O governo agora reconhece que segurou a licitação por não haver interesse do mercado e culpou o clima de incerteza a respeito do futuro de Cumbica. Goldman afirmou que não há uma definição clara do governo federal sobre a construção do terceiro terminal de passageiros e por isso os empresários questionam se haverá demanda suficiente para operar o serviço de trens.

Ironicamente, o terminal aeroportuário em questão já saiu, já opera e mesmo assim o mercado não manifestou interesse.


Conclusão

As tentativas de concessão da malha da CPTM são controversas e, até o momento, infrutíferas, no entanto, o governo já emplacou a concessão da Linha 4-Amarela (construída e operada de forma parcial há mais de 6 anos) e da Linha 6-Laranja (em construção, com um modelo diferente de PPP) no âmbito da Companhia do Metropolitano de São Paulo, aparentemente, uma malha existente, com linhas bastante heterogêneas e inserida numa dinâmica complexa, tem sido subestimada pelo mercado, que aparentemente segue a tímida narrativa midiática. A manifestação da Triunfo rompe com o desinteresse do mercado existente até então e, dentro do histórico existente, pode ser bem recebida, o que não significa que seja financeiramente interessante perante o Palácio, que já compromete recursos com a Linha 4 e tenta corrigir os erros na Linha 6, diante de um quadro de menor arrecadação e maiores incertezas.
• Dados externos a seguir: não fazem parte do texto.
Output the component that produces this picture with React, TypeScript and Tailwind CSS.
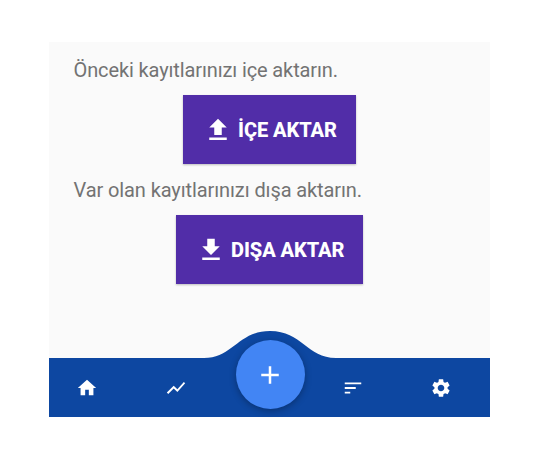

Uma PPP pouco arrojada pode até sair do papel, mas caso saia, serão décadas de estagnação, cuja conta será faturada não em reais, mas sim, será paga pelos passageiros, sendo traduzida de forma menos tangível, seja pela maior fragmentação da rede, seja pelo enfraquecimento institucional da CPTM, seja pela redução de ações de expansão e modernização.